What the task asks: Restate the listing below word for word, omitting any images.

Dataset excerpt:
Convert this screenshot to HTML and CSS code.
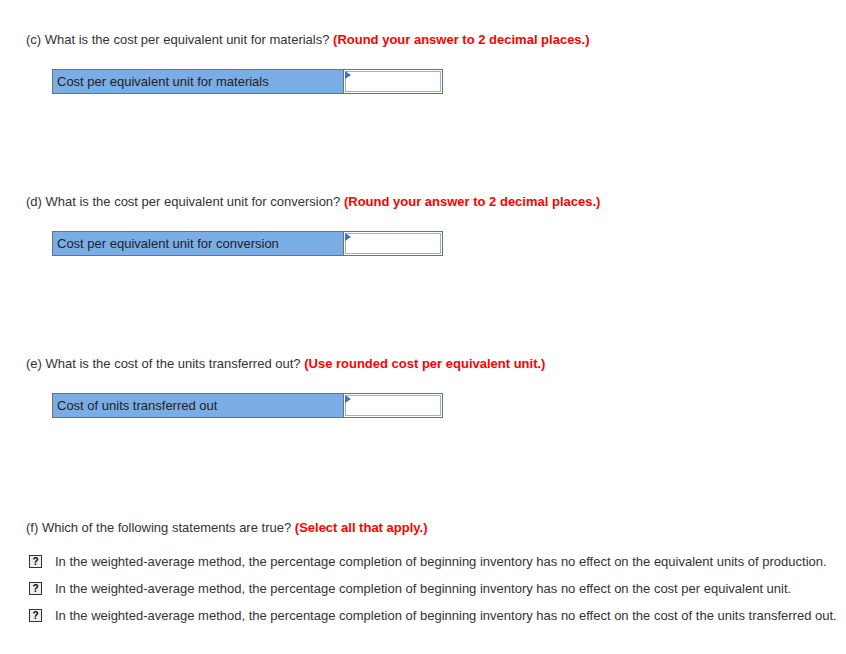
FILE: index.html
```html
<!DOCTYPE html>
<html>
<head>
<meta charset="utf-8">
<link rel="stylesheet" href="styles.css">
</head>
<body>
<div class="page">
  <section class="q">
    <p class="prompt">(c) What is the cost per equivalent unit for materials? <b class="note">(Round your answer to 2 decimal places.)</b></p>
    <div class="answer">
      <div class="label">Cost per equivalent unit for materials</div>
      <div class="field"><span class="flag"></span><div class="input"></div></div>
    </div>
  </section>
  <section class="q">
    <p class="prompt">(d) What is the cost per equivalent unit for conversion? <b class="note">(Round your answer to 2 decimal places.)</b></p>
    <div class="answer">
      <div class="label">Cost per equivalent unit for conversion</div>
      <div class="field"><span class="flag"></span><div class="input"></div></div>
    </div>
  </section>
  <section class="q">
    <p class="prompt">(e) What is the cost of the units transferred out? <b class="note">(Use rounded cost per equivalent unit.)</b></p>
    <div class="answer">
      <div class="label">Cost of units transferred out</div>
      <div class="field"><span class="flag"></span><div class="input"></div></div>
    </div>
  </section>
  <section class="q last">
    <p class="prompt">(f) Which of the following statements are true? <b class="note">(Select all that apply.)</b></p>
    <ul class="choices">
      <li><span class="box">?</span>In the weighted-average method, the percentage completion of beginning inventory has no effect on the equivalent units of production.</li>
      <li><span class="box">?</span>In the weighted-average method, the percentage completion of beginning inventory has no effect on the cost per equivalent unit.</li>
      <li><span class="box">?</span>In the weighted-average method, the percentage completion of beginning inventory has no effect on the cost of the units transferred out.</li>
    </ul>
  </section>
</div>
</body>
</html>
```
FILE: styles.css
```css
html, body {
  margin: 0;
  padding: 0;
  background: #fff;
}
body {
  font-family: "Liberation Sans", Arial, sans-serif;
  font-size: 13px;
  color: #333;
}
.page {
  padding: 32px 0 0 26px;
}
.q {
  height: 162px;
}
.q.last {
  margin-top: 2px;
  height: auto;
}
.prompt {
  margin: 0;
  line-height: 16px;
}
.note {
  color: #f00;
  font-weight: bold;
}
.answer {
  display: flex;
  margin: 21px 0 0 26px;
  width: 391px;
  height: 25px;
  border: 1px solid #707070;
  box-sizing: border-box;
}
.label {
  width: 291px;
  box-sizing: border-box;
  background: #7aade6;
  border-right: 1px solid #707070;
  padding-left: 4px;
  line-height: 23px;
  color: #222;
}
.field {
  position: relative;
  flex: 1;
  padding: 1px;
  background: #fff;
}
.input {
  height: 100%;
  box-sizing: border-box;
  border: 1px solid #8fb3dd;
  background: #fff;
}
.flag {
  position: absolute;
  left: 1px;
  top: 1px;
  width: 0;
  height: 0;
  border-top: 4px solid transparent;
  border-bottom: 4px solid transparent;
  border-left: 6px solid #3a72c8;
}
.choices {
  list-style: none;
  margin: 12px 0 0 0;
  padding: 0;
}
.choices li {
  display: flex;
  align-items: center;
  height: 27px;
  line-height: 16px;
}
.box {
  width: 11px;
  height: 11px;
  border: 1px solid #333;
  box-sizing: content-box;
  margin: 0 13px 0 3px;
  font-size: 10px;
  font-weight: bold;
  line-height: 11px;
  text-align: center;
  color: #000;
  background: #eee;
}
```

Written answer:
Convert this screenshot to HTML and CSS code.
FILE: index.html
```html
<!DOCTYPE html>
<html>
<head>
<meta charset="utf-8">
<link rel="stylesheet" href="styles.css">
</head>
<body>
<div class="page">
  <section class="q">
    <p class="prompt">(c) What is the cost per equivalent unit for materials? <b class="note">(Round your answer to 2 decimal places.)</b></p>
    <div class="answer">
      <div class="label">Cost per equivalent unit for materials</div>
      <div class="field"><span class="flag"></span><div class="input"></div></div>
    </div>
  </section>
  <section class="q">
    <p class="prompt">(d) What is the cost per equivalent unit for conversion? <b class="note">(Round your answer to 2 decimal places.)</b></p>
    <div class="answer">
      <div class="label">Cost per equivalent unit for conversion</div>
      <div class="field"><span class="flag"></span><div class="input"></div></div>
    </div>
  </section>
  <section class="q">
    <p class="prompt">(e) What is the cost of the units transferred out? <b class="note">(Use rounded cost per equivalent unit.)</b></p>
    <div class="answer">
      <div class="label">Cost of units transferred out</div>
      <div class="field"><span class="flag"></span><div class="input"></div></div>
    </div>
  </section>
  <section class="q last">
    <p class="prompt">(f) Which of the following statements are true? <b class="note">(Select all that apply.)</b></p>
    <ul class="choices">
      <li><span class="box">?</span>In the weighted-average method, the percentage completion of beginning inventory has no effect on the equivalent units of production.</li>
      <li><span class="box">?</span>In the weighted-average method, the percentage completion of beginning inventory has no effect on the cost per equivalent unit.</li>
      <li><span class="box">?</span>In the weighted-average method, the percentage completion of beginning inventory has no effect on the cost of the units transferred out.</li>
    </ul>
  </section>
</div>
</body>
</html>
```
FILE: styles.css
```css
html, body {
  margin: 0;
  padding: 0;
  background: #fff;
}
body {
  font-family: "Liberation Sans", Arial, sans-serif;
  font-size: 13px;
  color: #333;
}
.page {
  padding: 32px 0 0 26px;
}
.q {
  height: 162px;
}
.q.last {
  margin-top: 2px;
  height: auto;
}
.prompt {
  margin: 0;
  line-height: 16px;
}
.note {
  color: #f00;
  font-weight: bold;
}
.answer {
  display: flex;
  margin: 21px 0 0 26px;
  width: 391px;
  height: 25px;
  border: 1px solid #707070;
  box-sizing: border-box;
}
.label {
  width: 291px;
  box-sizing: border-box;
  background: #7aade6;
  border-right: 1px solid #707070;
  padding-left: 4px;
  line-height: 23px;
  color: #222;
}
.field {
  position: relative;
  flex: 1;
  padding: 1px;
  background: #fff;
}
.input {
  height: 100%;
  box-sizing: border-box;
  border: 1px solid #8fb3dd;
  background: #fff;
}
.flag {
  position: absolute;
  left: 1px;
  top: 1px;
  width: 0;
  height: 0;
  border-top: 4px solid transparent;
  border-bottom: 4px solid transparent;
  border-left: 6px solid #3a72c8;
}
.choices {
  list-style: none;
  margin: 12px 0 0 0;
  padding: 0;
}
.choices li {
  display: flex;
  align-items: center;
  height: 27px;
  line-height: 16px;
}
.box {
  width: 11px;
  height: 11px;
  border: 1px solid #333;
  box-sizing: content-box;
  margin: 0 13px 0 3px;
  font-size: 10px;
  font-weight: bold;
  line-height: 11px;
  text-align: center;
  color: #000;
  background: #eee;
}
```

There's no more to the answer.